### [WRITTEN EXERCISE]
Reproduce each line of the material exactly, minus any picture.

_ _ _ _ _

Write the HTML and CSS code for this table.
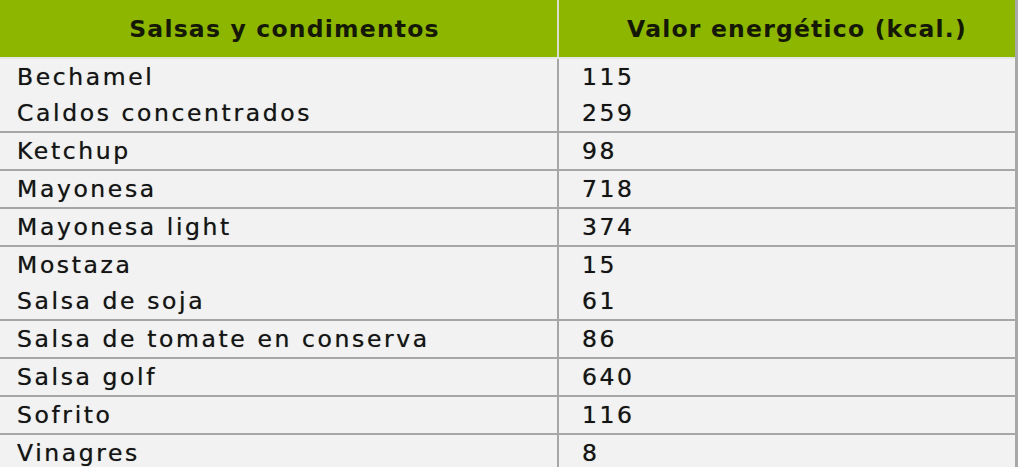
FILE: index.html
```html
<!DOCTYPE html>
<html lang="es">
<head>
<meta charset="utf-8">
<title>Salsas y condimentos</title>
<link rel="stylesheet" href="styles.css">
</head>
<body>
<table class="kcal">
  <thead>
    <tr>
      <th class="c1">Salsas y condimentos</th>
      <th class="c2">Valor energético (kcal.)</th>
    </tr>
  </thead>
  <tbody>
    <tr><td class="c1">Bechamel<br>Caldos concentrados</td><td class="c2">115<br>259</td></tr>
    <tr><td class="c1">Ketchup</td><td class="c2">98</td></tr>
    <tr><td class="c1">Mayonesa</td><td class="c2">718</td></tr>
    <tr><td class="c1">Mayonesa light</td><td class="c2">374</td></tr>
    <tr><td class="c1">Mostaza<br>Salsa de soja</td><td class="c2">15<br>61</td></tr>
    <tr><td class="c1">Salsa de tomate en conserva</td><td class="c2">86</td></tr>
    <tr><td class="c1">Salsa golf</td><td class="c2">640</td></tr>
    <tr><td class="c1">Sofrito</td><td class="c2">116</td></tr>
    <tr><td class="c1">Vinagres</td><td class="c2">8</td></tr>
  </tbody>
</table>
</body>
</html>
```
FILE: styles.css
```css
html, body {
  margin: 0;
  padding: 0;
  background: #ffffff;
}
body {
  font-family: "DejaVu Sans", Verdana, sans-serif;
  color: #141414;
  overflow: hidden;
}
.kcal {
  border-collapse: collapse;
  table-layout: fixed;
  width: 1022px;
  margin-left: -4px;
  background: #f2f2f2;
  font-size: 23.5px;
}
.kcal th {
  background: #8cb600;
  height: 57px;
  padding: 0;
  font-weight: bold;
  letter-spacing: 1.2px;
  text-align: center;
  color: #141805;
  border-bottom: 2px solid #e6e6e6;
}
.kcal th.c1 {
  width: 545px;
  border-right: 2px solid #d9dccf;
  padding-left: 16px;
}
.kcal th.c2 {
  padding-left: 20px;
  border-right: 3px solid #a8a8a8;
}
.kcal td {
  padding: 0;
  line-height: 36px;
  letter-spacing: 2.6px;
  vertical-align: top;
  border-bottom: 2px solid #a6a6a6;
  text-align: left;
  white-space: nowrap;
  text-shadow: 0 0 0.7px rgba(0, 0, 0, 0.55);
}
.kcal td.c1 {
  padding-left: 21px;
  border-right: 2px solid #a6a6a6;
}
.kcal td.c2 {
  padding-left: 23px;
  border-right: 3px solid #a8a8a8;
}
```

_ _ _ _ _

### [EXERCISE SOLUTION]
Write the HTML and CSS code for this table.
FILE: index.html
```html
<!DOCTYPE html>
<html lang="es">
<head>
<meta charset="utf-8">
<title>Salsas y condimentos</title>
<link rel="stylesheet" href="styles.css">
</head>
<body>
<table class="kcal">
  <thead>
    <tr>
      <th class="c1">Salsas y condimentos</th>
      <th class="c2">Valor energético (kcal.)</th>
    </tr>
  </thead>
  <tbody>
    <tr><td class="c1">Bechamel<br>Caldos concentrados</td><td class="c2">115<br>259</td></tr>
    <tr><td class="c1">Ketchup</td><td class="c2">98</td></tr>
    <tr><td class="c1">Mayonesa</td><td class="c2">718</td></tr>
    <tr><td class="c1">Mayonesa light</td><td class="c2">374</td></tr>
    <tr><td class="c1">Mostaza<br>Salsa de soja</td><td class="c2">15<br>61</td></tr>
    <tr><td class="c1">Salsa de tomate en conserva</td><td class="c2">86</td></tr>
    <tr><td class="c1">Salsa golf</td><td class="c2">640</td></tr>
    <tr><td class="c1">Sofrito</td><td class="c2">116</td></tr>
    <tr><td class="c1">Vinagres</td><td class="c2">8</td></tr>
  </tbody>
</table>
</body>
</html>
```
FILE: styles.css
```css
html, body {
  margin: 0;
  padding: 0;
  background: #ffffff;
}
body {
  font-family: "DejaVu Sans", Verdana, sans-serif;
  color: #141414;
  overflow: hidden;
}
.kcal {
  border-collapse: collapse;
  table-layout: fixed;
  width: 1022px;
  margin-left: -4px;
  background: #f2f2f2;
  font-size: 23.5px;
}
.kcal th {
  background: #8cb600;
  height: 57px;
  padding: 0;
  font-weight: bold;
  letter-spacing: 1.2px;
  text-align: center;
  color: #141805;
  border-bottom: 2px solid #e6e6e6;
}
.kcal th.c1 {
  width: 545px;
  border-right: 2px solid #d9dccf;
  padding-left: 16px;
}
.kcal th.c2 {
  padding-left: 20px;
  border-right: 3px solid #a8a8a8;
}
.kcal td {
  padding: 0;
  line-height: 36px;
  letter-spacing: 2.6px;
  vertical-align: top;
  border-bottom: 2px solid #a6a6a6;
  text-align: left;
  white-space: nowrap;
  text-shadow: 0 0 0.7px rgba(0, 0, 0, 0.55);
}
.kcal td.c1 {
  padding-left: 21px;
  border-right: 2px solid #a6a6a6;
}
.kcal td.c2 {
  padding-left: 23px;
  border-right: 3px solid #a8a8a8;
}
```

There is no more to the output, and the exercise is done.